I just had to pass along this link from jwz’s blog.

## TIL: A trick for hits on your blog

If you want hits on your blog, write about an article that is being read by thousands or millions of people.  Some of those readers will Google terms from the article. Today I blogged very briefly about the NY Times article “Scientists See Promise in Deep-Learning Programs” and I was surprised at the number of referrals from Google.  Hmm, maybe I should blog about current TV shows (Big Bang?
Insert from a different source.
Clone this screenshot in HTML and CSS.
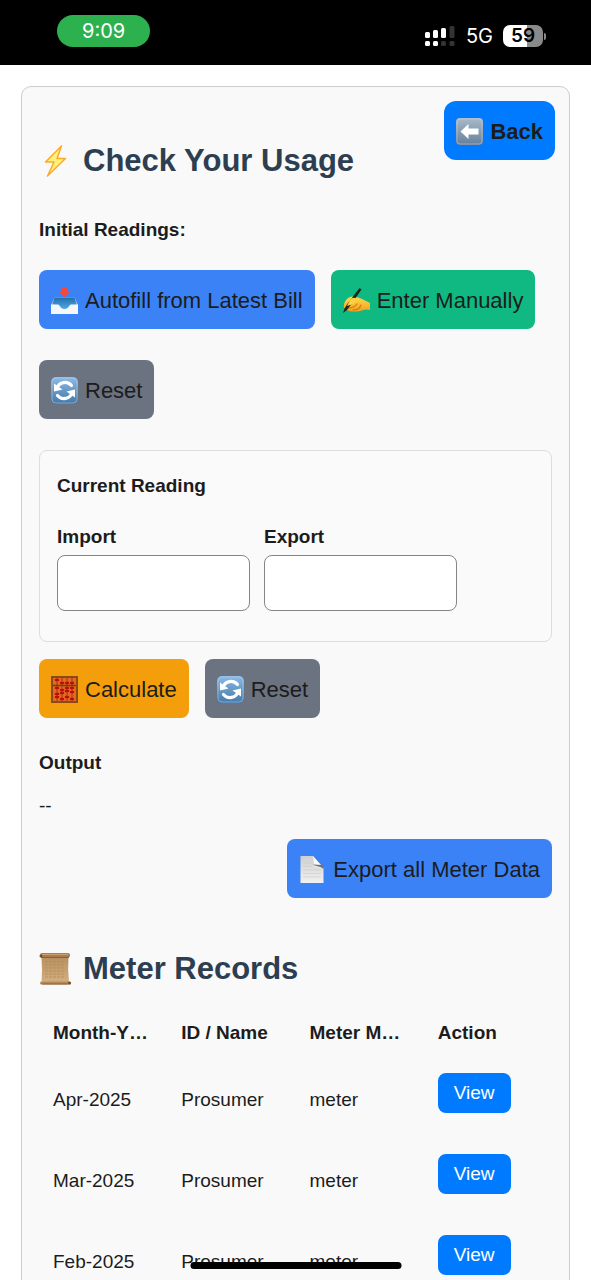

Mythbusters?), movies (Cloud Atlas?), and video games (Call of Duty?).   Carl suggested that I apply deep learning, support vector machines, and logistic regression to estimate the number of hits I will get on a post.  If I used restricted Boltzmann machines, I could run it in generative mode to create articles        I was afraid if I went down that route I would eventually have a fantastically popular blog about Britney Spears.
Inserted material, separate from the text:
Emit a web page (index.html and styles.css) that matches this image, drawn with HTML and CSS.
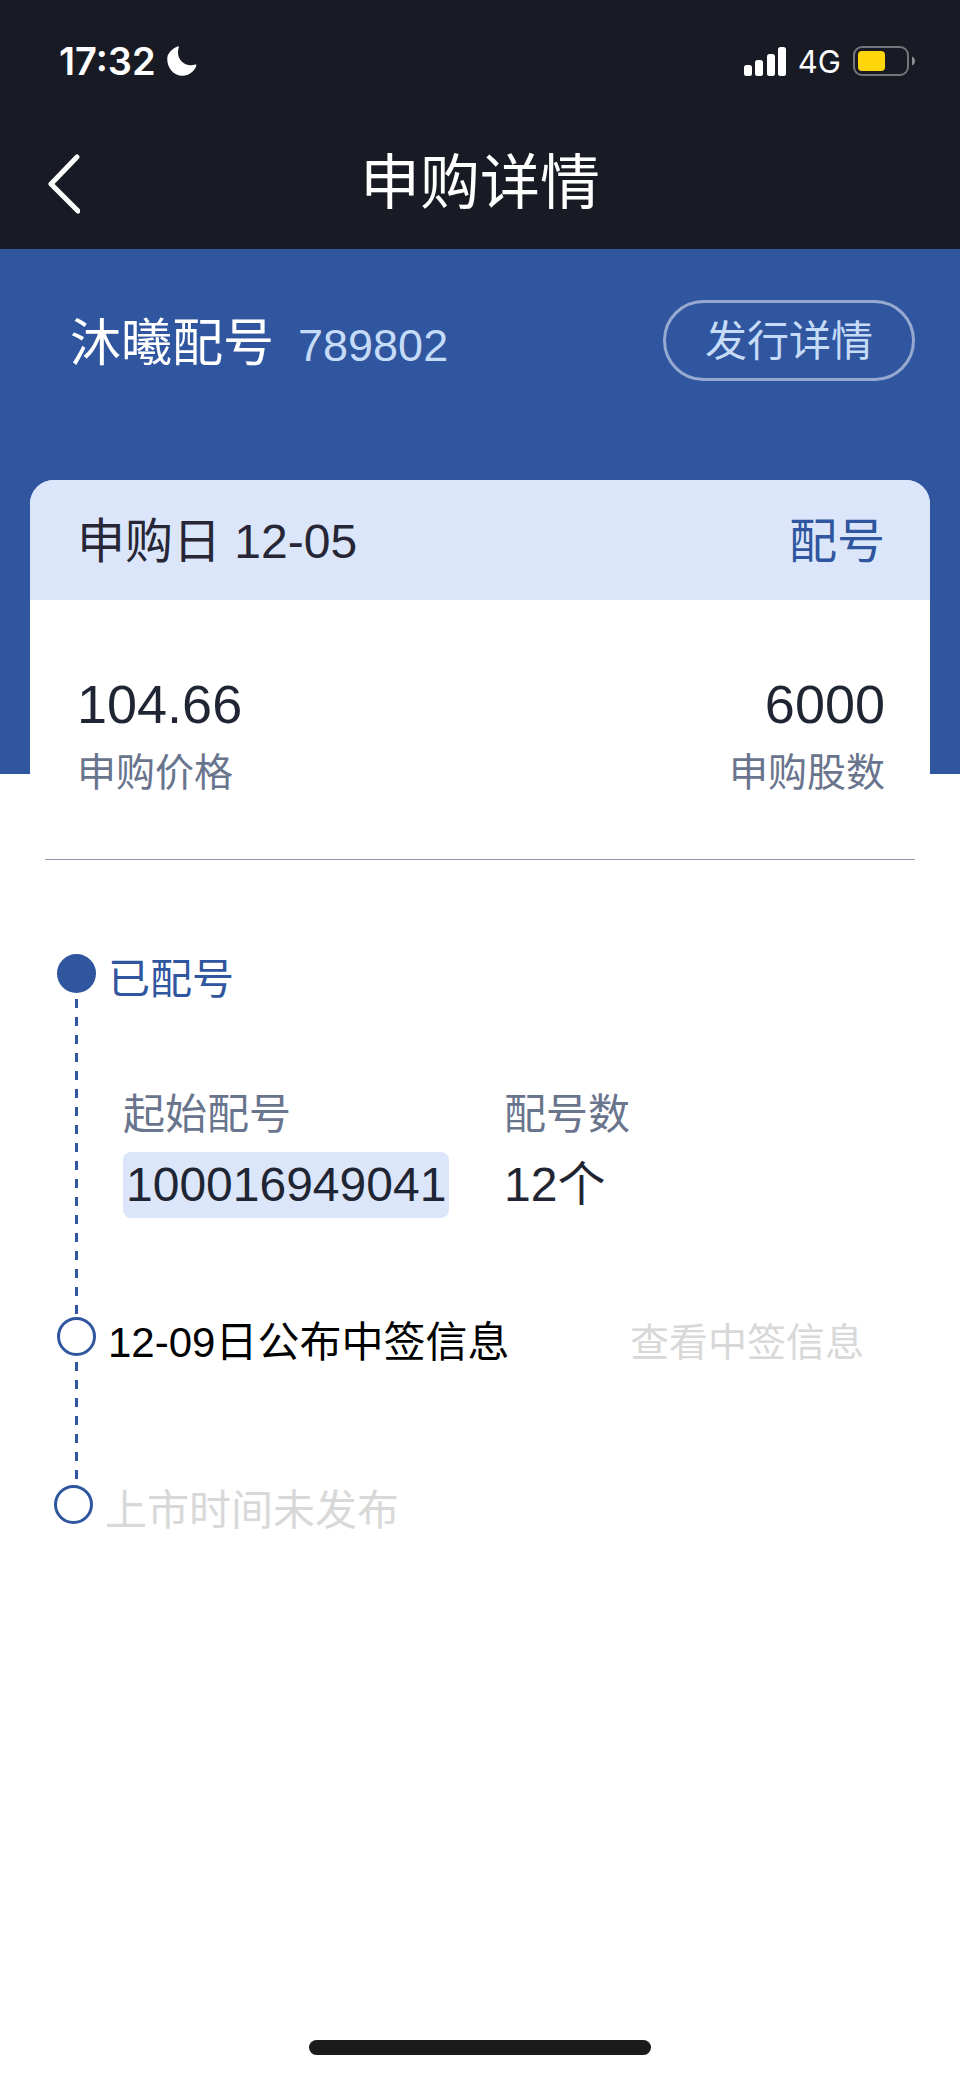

## Some links from Nuit Blanche

I was reading “Around the Blogs in 80 Summer Hours” at Nuit Blanche and these two links caught my eye:

Topological Data Analysis

Implementation: BiLinear Modelling Via Augmented Lagrange Multipliers (BLAM)

## “Hashing Algorithms for Large-Scale Learning”

In “Hashing Algorithms for Large-Scale Learning” Li, Shrivastava, Moore, and Konig (2011) modify Minwise hashing by storing only the $b$ least significant bits.  They use the $b$ bits from $k$ hashing functions as features for training a support vector machine and logistic regression classifiers.  They compare their results against Count-Min, Vowpal Wabbit, and Random hashes on a large spam database.  Their algorithm compares favorably against the others.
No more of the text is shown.